What do you get in return?
Vancouver (and Victoria) are the only major cities in Canada with an average low that remains above freezing during its coldest month (see StatsCan for details) . Other Canadian cities, such as Toronto (-7.9°C), Montréal (-14.9°C), Calgary (-15.7°C) and Edmonton (-17°C) have a different perspective on winter – and a far more personal relationship with snowbanks.
Less than an hour from campus are three ski resorts: Cypress Mountain (1,432 m), Grouse Mountain (1,249 m), and Mount Seymour (1,265 m) - each of which is the height of Mont Tremblant, Québec (875 m) and Blue Mountain, Ontario (452 m) combined! Whistler Blackcomb is only a 2.5 hour drive north of Vancouver along the scenic Sea-to-Sky Highway.

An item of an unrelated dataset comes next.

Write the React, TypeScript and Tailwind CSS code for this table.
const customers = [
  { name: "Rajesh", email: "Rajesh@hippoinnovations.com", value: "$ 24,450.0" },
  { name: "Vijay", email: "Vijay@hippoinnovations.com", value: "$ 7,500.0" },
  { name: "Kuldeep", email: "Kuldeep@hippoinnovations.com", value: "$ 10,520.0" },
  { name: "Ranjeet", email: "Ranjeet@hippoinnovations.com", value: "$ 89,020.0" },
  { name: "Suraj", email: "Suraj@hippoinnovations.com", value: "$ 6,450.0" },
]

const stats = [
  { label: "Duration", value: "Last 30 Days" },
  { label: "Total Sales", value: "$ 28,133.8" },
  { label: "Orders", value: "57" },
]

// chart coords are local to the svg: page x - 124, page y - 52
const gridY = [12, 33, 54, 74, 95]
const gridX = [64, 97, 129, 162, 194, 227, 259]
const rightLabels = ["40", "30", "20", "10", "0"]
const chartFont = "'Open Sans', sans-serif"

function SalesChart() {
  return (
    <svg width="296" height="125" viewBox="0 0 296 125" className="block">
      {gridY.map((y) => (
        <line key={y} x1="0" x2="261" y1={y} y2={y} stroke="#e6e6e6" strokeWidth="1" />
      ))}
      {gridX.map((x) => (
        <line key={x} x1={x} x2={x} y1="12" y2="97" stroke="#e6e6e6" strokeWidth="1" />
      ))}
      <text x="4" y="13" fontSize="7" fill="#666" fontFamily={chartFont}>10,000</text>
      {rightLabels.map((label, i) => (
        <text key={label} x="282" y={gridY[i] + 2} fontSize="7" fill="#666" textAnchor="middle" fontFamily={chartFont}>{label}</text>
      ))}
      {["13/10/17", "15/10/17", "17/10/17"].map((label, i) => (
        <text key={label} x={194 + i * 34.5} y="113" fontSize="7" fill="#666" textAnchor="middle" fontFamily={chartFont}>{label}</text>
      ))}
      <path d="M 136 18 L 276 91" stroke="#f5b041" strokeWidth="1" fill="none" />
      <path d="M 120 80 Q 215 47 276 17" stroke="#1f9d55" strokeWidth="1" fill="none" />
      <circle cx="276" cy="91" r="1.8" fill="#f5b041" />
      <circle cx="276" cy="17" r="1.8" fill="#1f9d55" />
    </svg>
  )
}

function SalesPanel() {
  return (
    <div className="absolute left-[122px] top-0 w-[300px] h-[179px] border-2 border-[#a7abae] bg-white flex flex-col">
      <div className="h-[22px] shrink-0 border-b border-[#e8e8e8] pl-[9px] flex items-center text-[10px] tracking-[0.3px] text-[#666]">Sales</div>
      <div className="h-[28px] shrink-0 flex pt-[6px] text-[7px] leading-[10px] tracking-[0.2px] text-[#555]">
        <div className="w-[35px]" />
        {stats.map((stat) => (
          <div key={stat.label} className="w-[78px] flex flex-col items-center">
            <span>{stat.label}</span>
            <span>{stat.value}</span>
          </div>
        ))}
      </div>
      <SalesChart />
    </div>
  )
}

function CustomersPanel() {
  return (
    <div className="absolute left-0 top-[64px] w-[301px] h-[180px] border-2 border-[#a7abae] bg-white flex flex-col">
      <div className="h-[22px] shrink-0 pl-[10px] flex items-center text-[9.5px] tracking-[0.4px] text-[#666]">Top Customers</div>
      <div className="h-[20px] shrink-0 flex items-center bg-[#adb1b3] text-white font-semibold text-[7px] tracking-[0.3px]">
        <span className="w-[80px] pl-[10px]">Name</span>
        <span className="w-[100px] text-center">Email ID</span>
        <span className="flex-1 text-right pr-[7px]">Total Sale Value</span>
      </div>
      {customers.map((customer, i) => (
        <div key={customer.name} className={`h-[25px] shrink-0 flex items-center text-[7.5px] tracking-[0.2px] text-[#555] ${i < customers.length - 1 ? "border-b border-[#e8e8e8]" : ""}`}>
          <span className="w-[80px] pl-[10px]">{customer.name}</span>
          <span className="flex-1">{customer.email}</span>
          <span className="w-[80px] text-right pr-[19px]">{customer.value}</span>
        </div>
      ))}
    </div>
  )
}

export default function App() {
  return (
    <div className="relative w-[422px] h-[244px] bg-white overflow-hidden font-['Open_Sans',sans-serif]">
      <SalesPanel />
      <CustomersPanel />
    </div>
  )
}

Vancouver is more than just excellent skiing and a mild climate. It is also synonymous with beaches and a wide variety of ocean-going and other water activities including boating, kayaking and scuba diving. Proximity to both ocean and mountains makes the lower mainland of British Columbia one of the world's centres for outdoor activities and truly embodies the concept of the Great Outdoors, all with the comforts of urban life. It's not just about surviving graduate school, it's about living it and we don't feel that there's a better combination than UBC and Vancouver.